• Work to complete:
The line containing "string; spec: string;" marks the end: extract everything from the first line of the data through that line, exactly, with no pictures.

• Collected material:
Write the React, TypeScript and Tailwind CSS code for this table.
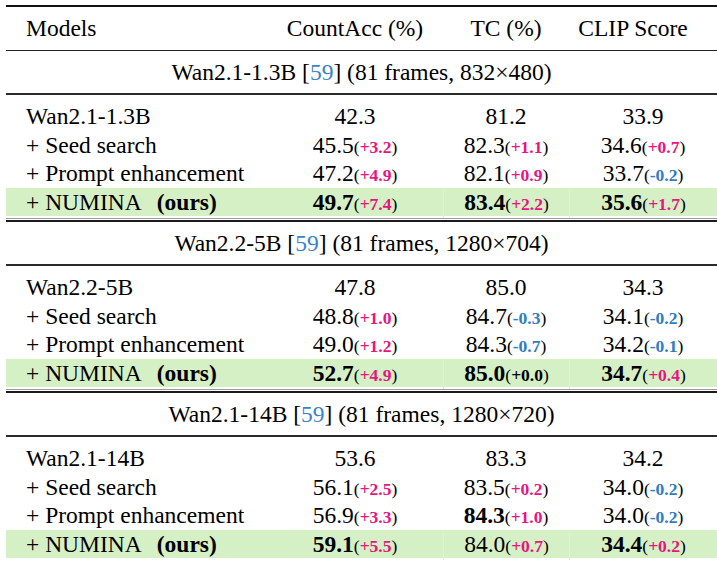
type Cell = { v: string; d?: string; b?: boolean };
type Row = { name: string; cells: Cell[]; ours?: boolean };
type Section = { model: string; spec: string; rows: Row[] };

const sections: Section[] = [
  {
    model: "Wan2.1-1.3B",
    spec: "(81 frames, 832×480)",
    rows: [
      { name: "Wan2.1-1.3B", cells: [{ v: "42.3" }, { v: "81.2" }, { v: "33.9" }] },
      { name: "+ Seed search", cells: [{ v: "45.5", d: "+3.2" }, { v: "82.3", d: "+1.1" }, { v: "34.6", d: "+0.7" }] },
      { name: "+ Prompt enhancement", cells: [{ v: "47.2", d: "+4.9" }, { v: "82.1", d: "+0.9" }, { v: "33.7", d: "-0.2" }] },
      { name: "+ NUMINA", ours: true, cells: [{ v: "49.7", d: "+7.4", b: true }, { v: "83.4", d: "+2.2", b: true }, { v: "35.6", d: "+1.7", b: true }] },
    ],
  },
  {
    model: "Wan2.2-5B",
    spec: "(81 frames, 1280×704)",
    rows: [
      { name: "Wan2.2-5B", cells: [{ v: "47.8" }, { v: "85.0" }, { v: "34.3" }] },
      { name: "+ Seed search", cells: [{ v: "48.8", d: "+1.0" }, { v: "84.7", d: "-0.3" }, { v: "34.1", d: "-0.2" }] },
      { name: "+ Prompt enhancement", cells: [{ v: "49.0", d: "+1.2" }, { v: "84.3", d: "-0.7" }, { v: "34.2", d: "-0.1" }] },
      { name: "+ NUMINA", ours: true, cells: [{ v: "52.7", d: "+4.9", b: true }, { v: "85.0", d: "+0.0", b: true }, { v: "34.7", d: "+0.4", b: true }] },
    ],
  },
  {
    model: "Wan2.1-14B",
    spec: "(81 frames, 1280×720)",
    rows: [
      { name: "Wan2.1-14B", cells: [{ v: "53.6" }, { v: "83.3" }, { v: "34.2" }] },
      { name: "+ Seed search", cells: [{ v: "56.1", d: "+2.5" }, { v: "83.5", d: "+0.2" }, { v: "34.0", d: "-0.2" }] },
      { name: "+ Prompt enhancement", cells: [{ v: "56.9", d: "+3.3" }, { v: "84.3", d: "+1.0", b: true }, { v: "34.0", d: "-0.2" }] },
      { name: "+ NUMINA", ours: true, cells: [{ v: "59.1", d: "+5.5", b: true }, { v: "84.0", d: "+0.7" }, { v: "34.4", d: "+0.2", b: true }] },
    ],
  },
];

function Delta({ d }: { d: string }) {
  const color = d === "+0.0" ? "text-black" : d.startsWith("-") ? "text-[#2f7cc0]" : "text-[#e6157f]";
  return (
    <span className="text-[17.5px]">
      (<span className={`font-bold ${color}`}>{d}</span>)
    </span>
  );
}

function DataRow({ row }: { row: Row }) {
  return (
    <div
      className={`grid h-[28.5px] grid-cols-[261px_176px_126px_148px] leading-[28.5px] ${
        row.ours ? "bg-[#d6f0c6]" : ""
      }`}
    >
      <div className="pl-[20px] whitespace-nowrap">
        {row.name}
        {row.ours && <span className="ml-[15px] font-bold">(ours)</span>}
      </div>
      {row.cells.map((c, i) => (
        <div
          key={i}
          className={`text-center whitespace-nowrap ${row.ours && i > 0 ? "border-l border-[#dcf3cf]" : ""}`}
        >
          <span className={c.b ? "font-bold" : ""}>{c.v}</span>
          {c.d && <Delta d={c.d} />}
        </div>
      ))}
    </div>
  );
}

export default function App() {
  return (
    <div className="h-[561px] w-[717px] overflow-hidden bg-white pl-[6px] pt-[5px] font-['Liberation_Serif',serif] text-[23.5px] text-black">
      <div className="h-[2px] bg-[#111]" />
      <div className="grid h-[43px] grid-cols-[261px_176px_126px_148px] leading-[43px]">
        <div className="pl-[20px]">Models</div>
        <div className="text-center">CountAcc (%)</div>
        <div className="text-center">TC (%)</div>
        <div className="pr-[20px] text-center">CLIP Score</div>
      </div>
      <div className="h-px bg-[#222]" />
      {sections.map((s, si) => (
        <div key={s.model}>
          <div className="h-[42px] text-center leading-[42px] whitespace-nowrap">
            {s.model} [<span className="text-[#3b84c5]">59</span>] {s.spec}
          </div>
          <div className="h-[2px] bg-[#2a2a2a]" />
          <div className="pt-[7px]">
            {s.rows.map((r) => (
              <DataRow key={r.name} row={r} />
            ))}
          </div>
          {si < sections.length - 1 && (
            <div className="pt-[2px]">
              <div className="h-px bg-[#9a9a9a]" />
              <div className="mt-px h-[2px] bg-[#1a1a1a]" />
            </div>
          )}
        </div>
      ))}
    </div>
  );
}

• Solution to this task:
Write the React, TypeScript and Tailwind CSS code for this table.
type Cell = { v: string; d?: string; b?: boolean };
type Row = { name: string; cells: Cell[]; ours?: boolean };
type Section = { model: string; spec: string; rows: Row[] };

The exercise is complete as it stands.